The Truman Show

Philip Seymour Hoffman talks about Capote.

click to enlarge HEY, OSCAR: What would an Academy Award mean to Philip Seymour Hoffman? "A lot." - Attila Dory/sony Pictures Classics
Attila Dory/sony Pictures Classics
HEY, OSCAR: What would an Academy Award mean to Philip Seymour Hoffman? "A lot."

TORONTO — Unless you knew that the guy strolling into the room was Philip Seymour Hoffman, the celebrated actor, you might not give him a second glance. Hoffman could be almost anybody behind that strawberry-blond peach fuzz, just another slightly overweight guy with regular features, a shy smile and a checked shirt that might have been picked off the rack at Sears. There's no attitude, no carefully cultivated patina of celebrity... nothing.

Then again, maybe that's just who we should expect Hoffman to be in real life. After all, this is an actor whose on-screen work often seems like the antithesis of Hollywood's cult of personality. People remember Hoffman's astonishing, chameleon-like transformations in films like Boogie Nights and Magnolia even if they don't remember his name, adding to a public perception of the actor as a blank slate, a piece of human clay waiting for the next role to give him shape.

That might all be about to change with Hoffman's latest role, a career-topping performance in Capote, as author Truman Capote struggling to complete his groundbreaking book In Cold Blood. It's the sort of meticulously crafted, note-perfect performance that people can't keep from talking about, and one that appears to give Hoffman a virtual lock on a Best Actor nomination at next season's Oscars.

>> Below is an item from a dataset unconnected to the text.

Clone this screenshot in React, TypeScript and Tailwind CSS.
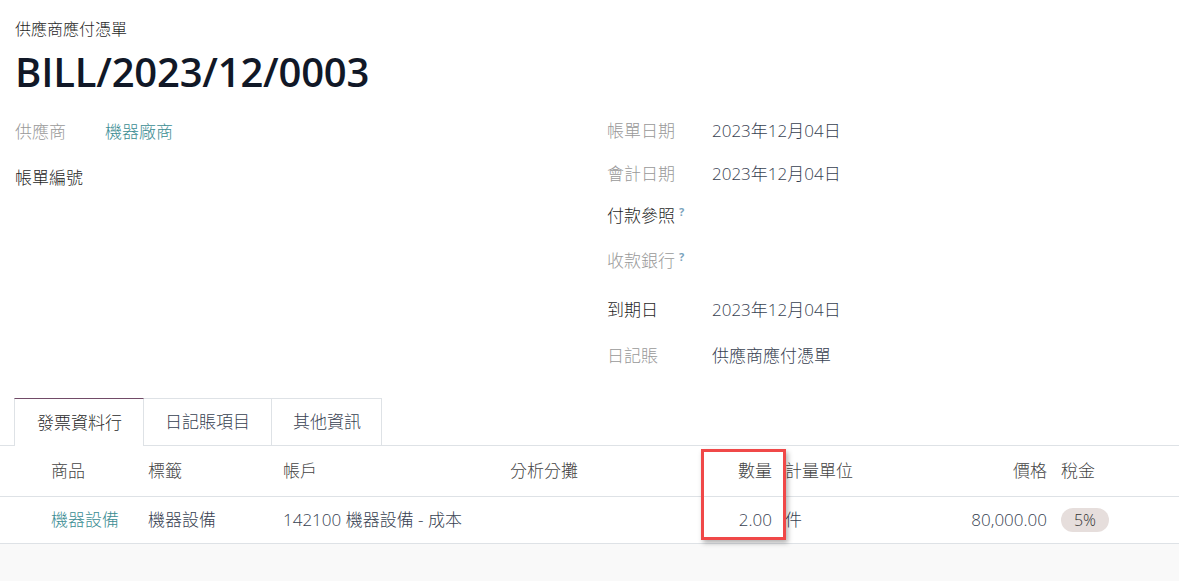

In person, Hoffman comes off as affable, unaffected and so refreshingly ordinary that you almost wonder if it's just another sort of act. He ambles into the Four Seasons Hotel for a roundtable interview for Capote, and immediately begins talking about what compelled him to take on the role that may soon make him exponentially more famous.

"What I was drawn to was this classic tragedy of something playing itself out," explains Hoffman, referring to how Capote's artistic success fed his self-destruction, "and no one can stop it. I think that's what makes this film so compelling. You realize that you're on this train toward this place, and it's inevitable.

"We knew the story wasn't going to shine him in the best of lights," he continues. "I mean, the guy died at 59, alone, of alcoholism, without ever writing another book. That's the story, that's the life. We were telling a tale of what we thought started that ball rolling."

Hoffman didn't get around to reading In Cold Blood until after he'd already committed to Capote ("I wasn't assigned the book in college like everybody else," he laughs), but he more than made up for lost time by obsessively researching his part. The actor locked himself away in a room for months on end, pouring over archival footage of Capote in an effort to figure out how to nail his subject (one of the 20th century's most often and easily spoofed figures) in a way that was truthful without resorting to slavish impersonation.

"That's always a world that is a bit gray," says Hoffman. "It's indefinable, but ultimately it couldn't be just mimicry. I was creating a character, a real guy."

In the end, Hoffman's Capote is utterly convincing. He is so fully believable, in fact, that one has to wonder if the actor had trouble letting go of the character when the cameras weren't rolling. "Well, I didn't go to shops and stuff like that [as Capote]. I think that would have been really frightening," he says with a laugh.

"I did stay in character on the set, though. It's like an athletic event, meaning that if you're running a race you don't want to stop in the middle of the race and have to start running again. I had to keep a certain sense of the voice and the physicality because if I let it go it's too much energy to get it back up again. But once the day was over I'd go home and be me again."

Following the artistic tour-de-force of Capote, Hoffman's next role will be something both lighter and heavier — as the resident bad guy in Mission Impossible 3. Hoffman claims he has no master plan for his career, but you've got to wonder just how this guy picks his parts.

"There's a certain aspect of play-it-as-it-comes," he says, laughing again. "You don't want to plan too much because you don't know what's coming."

And speaking of possible futures, with Capote on everyone's lips and the Academy Awards fast approaching, what would an Oscar mean to Philip Seymour Hoffman?

"A lot," he says, beaming from ear to ear; you can tell that the actor isn't acting at all.